PROBLEM DETAILS
Go through the data below. List every line that holds the word "Write".

Web page code records
····················

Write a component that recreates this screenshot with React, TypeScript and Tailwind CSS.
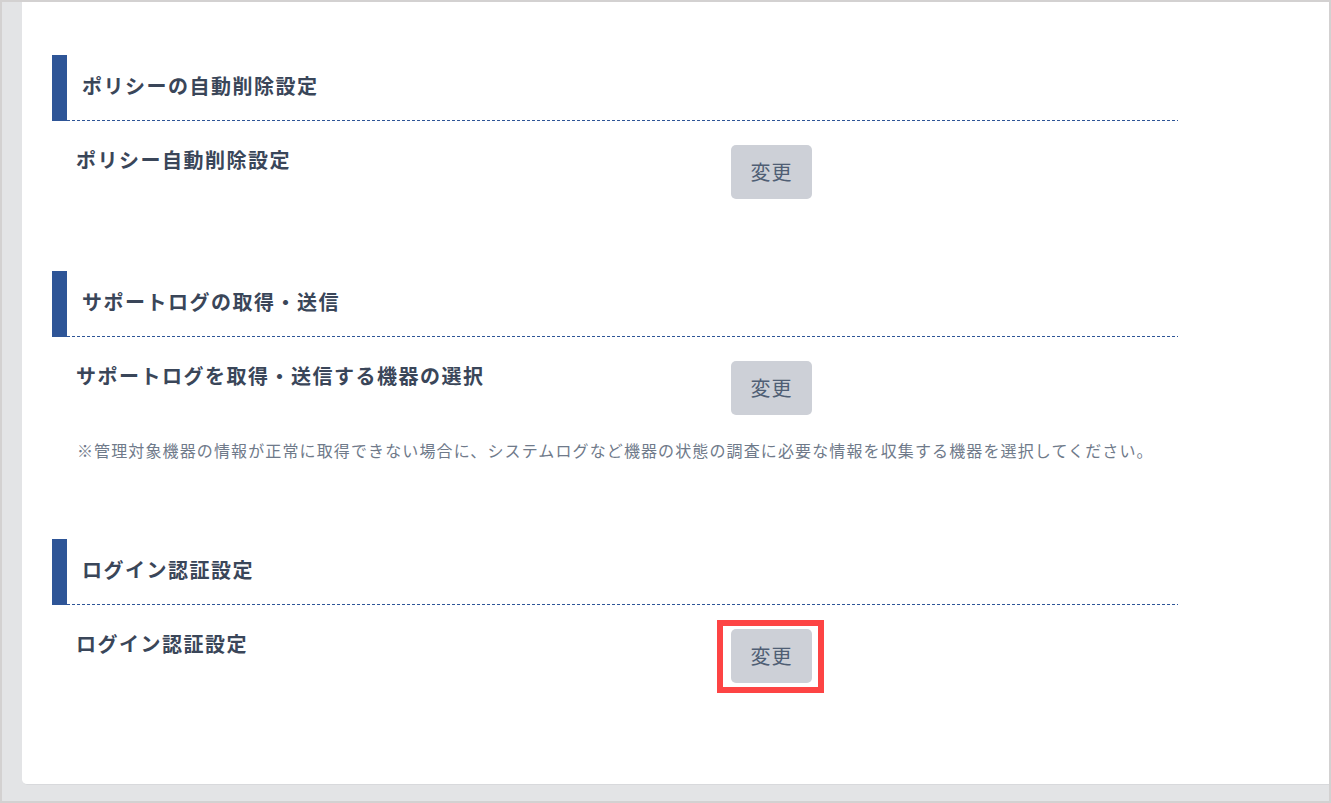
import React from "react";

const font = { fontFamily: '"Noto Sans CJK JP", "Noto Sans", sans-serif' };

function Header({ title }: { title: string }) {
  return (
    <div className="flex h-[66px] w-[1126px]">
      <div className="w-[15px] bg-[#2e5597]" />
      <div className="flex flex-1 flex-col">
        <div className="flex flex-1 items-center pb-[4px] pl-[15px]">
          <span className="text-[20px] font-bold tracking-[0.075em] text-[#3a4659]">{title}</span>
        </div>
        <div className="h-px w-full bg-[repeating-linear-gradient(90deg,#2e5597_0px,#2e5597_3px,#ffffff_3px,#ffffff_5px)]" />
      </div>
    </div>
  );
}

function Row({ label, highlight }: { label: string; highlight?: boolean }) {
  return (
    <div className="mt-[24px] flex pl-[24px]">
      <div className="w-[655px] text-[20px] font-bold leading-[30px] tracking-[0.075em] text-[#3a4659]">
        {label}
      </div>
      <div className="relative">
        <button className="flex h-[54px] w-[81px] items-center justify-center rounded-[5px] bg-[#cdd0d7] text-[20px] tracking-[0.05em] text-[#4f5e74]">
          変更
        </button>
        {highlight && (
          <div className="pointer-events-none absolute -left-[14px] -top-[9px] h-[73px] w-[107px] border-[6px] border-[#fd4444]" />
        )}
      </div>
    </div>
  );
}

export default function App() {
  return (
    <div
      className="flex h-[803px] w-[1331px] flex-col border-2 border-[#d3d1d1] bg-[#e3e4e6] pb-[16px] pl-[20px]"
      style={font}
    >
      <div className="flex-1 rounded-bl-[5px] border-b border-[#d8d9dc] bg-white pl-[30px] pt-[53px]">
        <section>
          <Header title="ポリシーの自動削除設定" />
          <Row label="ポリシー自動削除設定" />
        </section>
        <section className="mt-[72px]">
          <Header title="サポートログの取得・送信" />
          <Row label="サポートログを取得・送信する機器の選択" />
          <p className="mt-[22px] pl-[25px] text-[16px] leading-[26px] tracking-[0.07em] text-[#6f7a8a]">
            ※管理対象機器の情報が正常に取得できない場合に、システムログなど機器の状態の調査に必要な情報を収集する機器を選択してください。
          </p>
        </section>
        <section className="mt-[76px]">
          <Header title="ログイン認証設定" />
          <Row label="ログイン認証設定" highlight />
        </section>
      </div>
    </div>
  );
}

····················

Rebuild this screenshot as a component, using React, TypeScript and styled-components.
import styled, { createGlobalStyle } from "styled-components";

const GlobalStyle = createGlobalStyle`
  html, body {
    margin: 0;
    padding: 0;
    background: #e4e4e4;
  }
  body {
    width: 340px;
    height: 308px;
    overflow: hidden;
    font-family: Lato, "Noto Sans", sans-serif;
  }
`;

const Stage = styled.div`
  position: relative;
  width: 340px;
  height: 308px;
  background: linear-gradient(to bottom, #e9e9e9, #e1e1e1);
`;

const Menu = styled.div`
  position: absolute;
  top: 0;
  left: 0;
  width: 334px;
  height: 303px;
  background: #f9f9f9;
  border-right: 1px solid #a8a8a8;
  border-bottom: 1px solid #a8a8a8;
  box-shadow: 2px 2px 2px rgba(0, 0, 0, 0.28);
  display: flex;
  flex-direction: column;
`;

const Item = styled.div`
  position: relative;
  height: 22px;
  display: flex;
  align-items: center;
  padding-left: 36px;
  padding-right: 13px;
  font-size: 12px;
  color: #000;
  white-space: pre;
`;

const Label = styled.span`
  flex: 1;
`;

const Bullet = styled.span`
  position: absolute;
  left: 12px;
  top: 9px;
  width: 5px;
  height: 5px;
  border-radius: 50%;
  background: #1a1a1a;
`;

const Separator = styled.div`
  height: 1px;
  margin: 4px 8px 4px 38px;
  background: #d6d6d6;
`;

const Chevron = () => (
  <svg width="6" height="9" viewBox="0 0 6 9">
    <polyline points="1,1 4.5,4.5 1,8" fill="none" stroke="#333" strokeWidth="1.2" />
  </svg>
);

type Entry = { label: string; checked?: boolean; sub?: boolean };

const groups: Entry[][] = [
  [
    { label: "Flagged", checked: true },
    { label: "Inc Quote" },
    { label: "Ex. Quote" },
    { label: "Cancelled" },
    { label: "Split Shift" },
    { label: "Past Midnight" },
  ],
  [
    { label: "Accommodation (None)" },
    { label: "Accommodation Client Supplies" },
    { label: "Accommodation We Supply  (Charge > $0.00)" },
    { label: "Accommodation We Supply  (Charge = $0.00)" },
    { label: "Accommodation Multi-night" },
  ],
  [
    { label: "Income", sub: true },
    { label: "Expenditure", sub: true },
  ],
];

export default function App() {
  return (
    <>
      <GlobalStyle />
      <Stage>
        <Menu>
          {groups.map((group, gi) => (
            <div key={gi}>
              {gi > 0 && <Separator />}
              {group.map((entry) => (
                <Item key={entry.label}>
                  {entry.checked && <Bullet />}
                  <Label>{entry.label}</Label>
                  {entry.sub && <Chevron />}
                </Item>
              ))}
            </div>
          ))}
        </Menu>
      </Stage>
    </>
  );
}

····················

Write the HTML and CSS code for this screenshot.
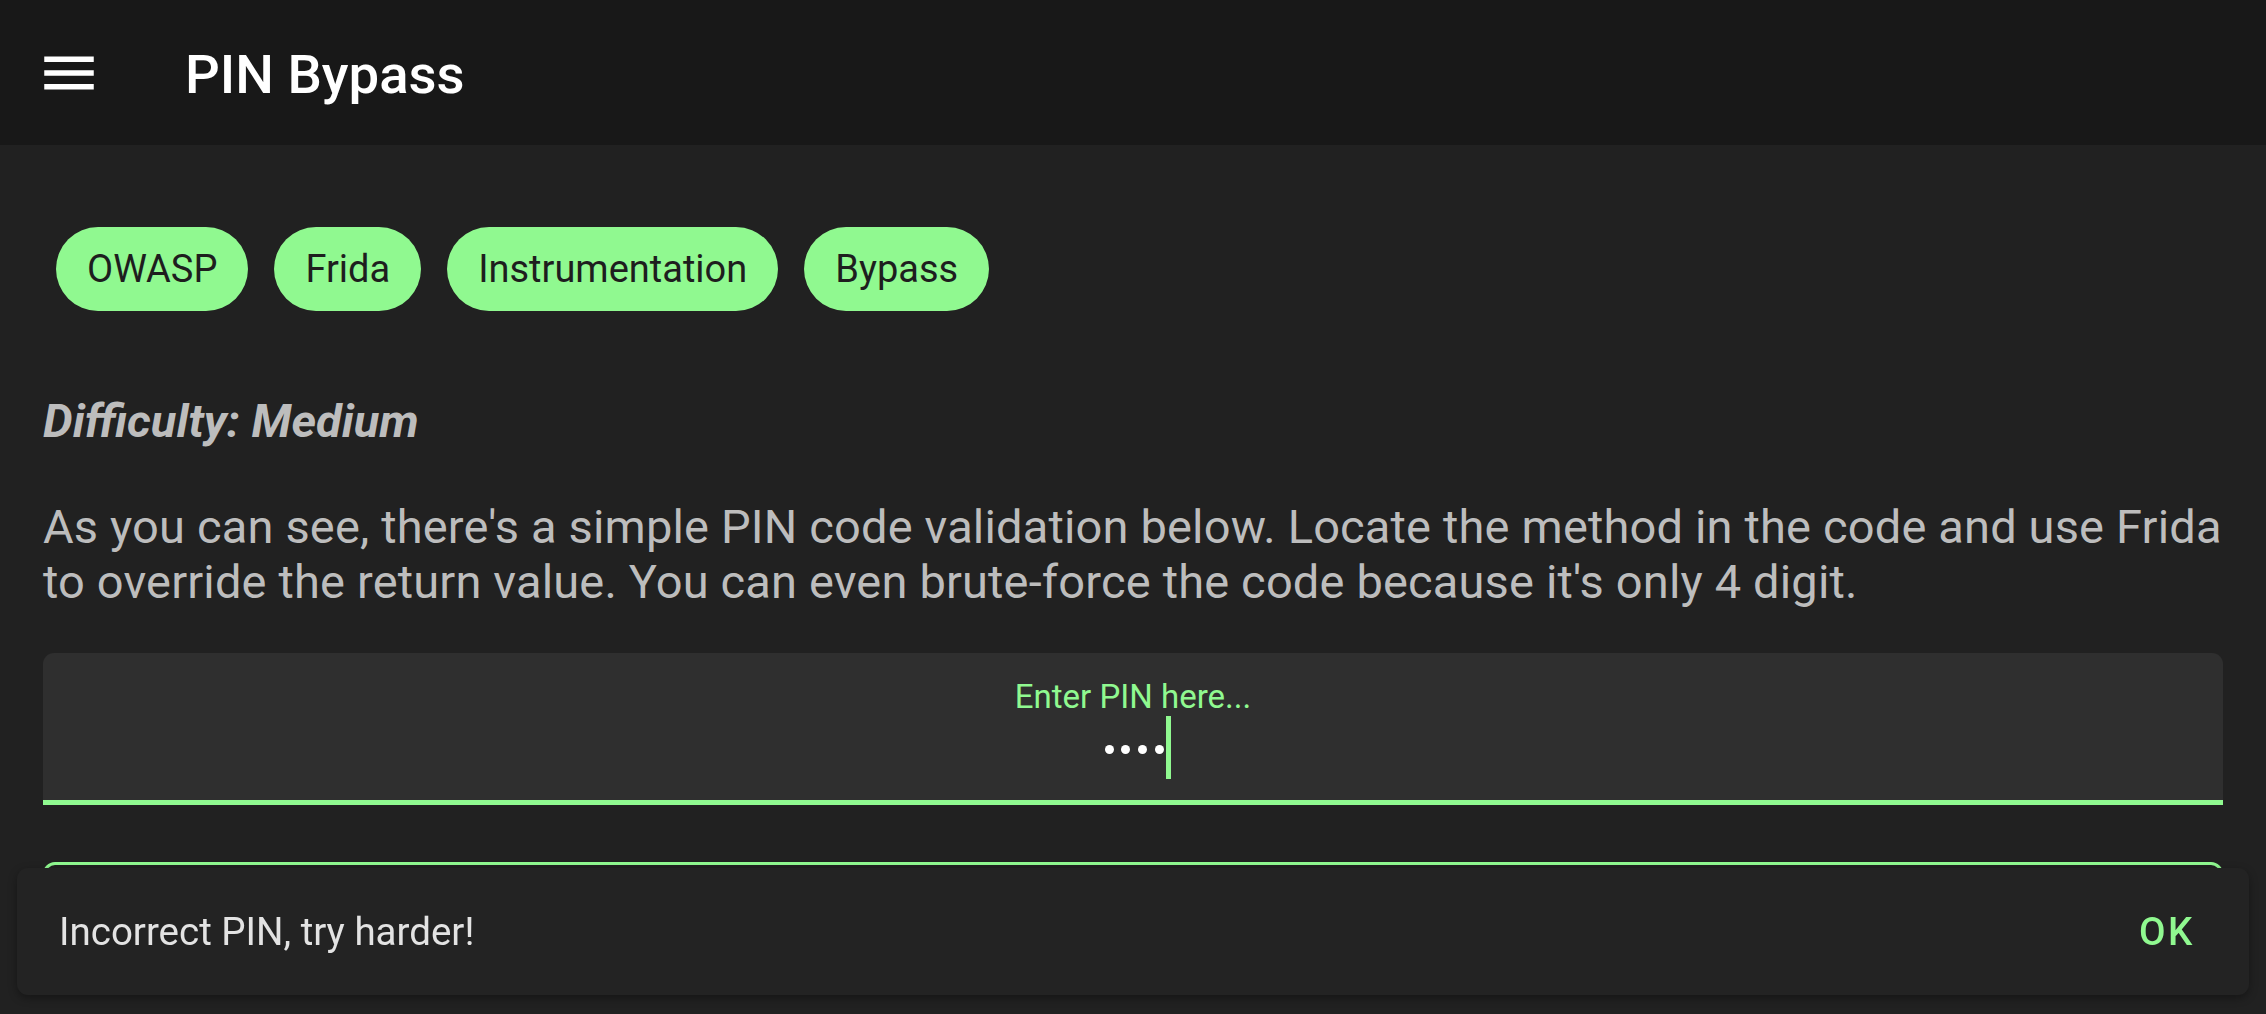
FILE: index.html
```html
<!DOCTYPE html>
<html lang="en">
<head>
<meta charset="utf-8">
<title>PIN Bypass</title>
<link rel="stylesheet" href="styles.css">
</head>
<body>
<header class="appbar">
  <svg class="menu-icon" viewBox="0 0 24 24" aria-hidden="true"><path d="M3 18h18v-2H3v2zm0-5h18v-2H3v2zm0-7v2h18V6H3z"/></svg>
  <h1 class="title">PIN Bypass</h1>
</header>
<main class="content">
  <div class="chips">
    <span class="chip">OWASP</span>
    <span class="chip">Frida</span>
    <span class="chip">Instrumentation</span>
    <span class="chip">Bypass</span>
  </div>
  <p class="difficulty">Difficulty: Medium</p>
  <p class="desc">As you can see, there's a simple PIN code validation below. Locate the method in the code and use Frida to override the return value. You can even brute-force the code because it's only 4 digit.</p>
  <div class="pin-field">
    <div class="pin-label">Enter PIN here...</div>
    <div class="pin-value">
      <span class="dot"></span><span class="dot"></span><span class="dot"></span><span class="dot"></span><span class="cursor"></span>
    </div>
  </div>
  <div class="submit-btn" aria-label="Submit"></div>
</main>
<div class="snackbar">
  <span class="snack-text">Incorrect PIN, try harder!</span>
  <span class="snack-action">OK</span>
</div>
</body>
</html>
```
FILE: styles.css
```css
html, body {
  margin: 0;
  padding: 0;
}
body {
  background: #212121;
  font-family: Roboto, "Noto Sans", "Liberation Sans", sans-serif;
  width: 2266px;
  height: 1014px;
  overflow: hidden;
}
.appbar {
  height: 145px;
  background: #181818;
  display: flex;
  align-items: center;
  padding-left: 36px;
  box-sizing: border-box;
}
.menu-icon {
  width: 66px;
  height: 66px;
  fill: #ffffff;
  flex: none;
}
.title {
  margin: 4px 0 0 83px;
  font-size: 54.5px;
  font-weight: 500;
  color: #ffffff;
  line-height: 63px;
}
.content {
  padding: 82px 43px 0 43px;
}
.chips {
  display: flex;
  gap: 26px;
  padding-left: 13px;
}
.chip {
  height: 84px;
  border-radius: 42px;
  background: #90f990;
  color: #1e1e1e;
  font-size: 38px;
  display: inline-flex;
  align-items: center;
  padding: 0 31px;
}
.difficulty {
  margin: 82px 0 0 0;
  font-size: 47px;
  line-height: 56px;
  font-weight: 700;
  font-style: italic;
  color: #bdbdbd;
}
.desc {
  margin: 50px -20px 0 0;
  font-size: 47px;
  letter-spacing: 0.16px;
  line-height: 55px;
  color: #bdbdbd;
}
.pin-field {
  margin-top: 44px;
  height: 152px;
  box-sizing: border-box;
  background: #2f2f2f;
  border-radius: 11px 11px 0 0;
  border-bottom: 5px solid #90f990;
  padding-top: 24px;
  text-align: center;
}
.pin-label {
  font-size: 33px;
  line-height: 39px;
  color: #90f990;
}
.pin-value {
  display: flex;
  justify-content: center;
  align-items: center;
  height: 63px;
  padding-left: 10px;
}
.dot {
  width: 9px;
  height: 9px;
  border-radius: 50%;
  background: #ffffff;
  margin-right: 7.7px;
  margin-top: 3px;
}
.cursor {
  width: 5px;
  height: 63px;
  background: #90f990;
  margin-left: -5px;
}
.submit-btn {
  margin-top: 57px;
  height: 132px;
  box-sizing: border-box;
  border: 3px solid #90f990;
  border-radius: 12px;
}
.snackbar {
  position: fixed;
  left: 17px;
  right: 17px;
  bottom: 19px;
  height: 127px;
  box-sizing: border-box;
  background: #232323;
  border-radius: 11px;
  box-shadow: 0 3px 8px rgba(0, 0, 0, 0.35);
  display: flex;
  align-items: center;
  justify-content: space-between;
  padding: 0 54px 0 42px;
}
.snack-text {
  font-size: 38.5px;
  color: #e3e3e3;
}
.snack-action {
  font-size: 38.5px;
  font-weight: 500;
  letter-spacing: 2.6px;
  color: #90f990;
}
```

····················

SOLUTION TO THE EXERCISE
Write a component that recreates this screenshot with React, TypeScript and Tailwind CSS.
Write the HTML and CSS code for this screenshot.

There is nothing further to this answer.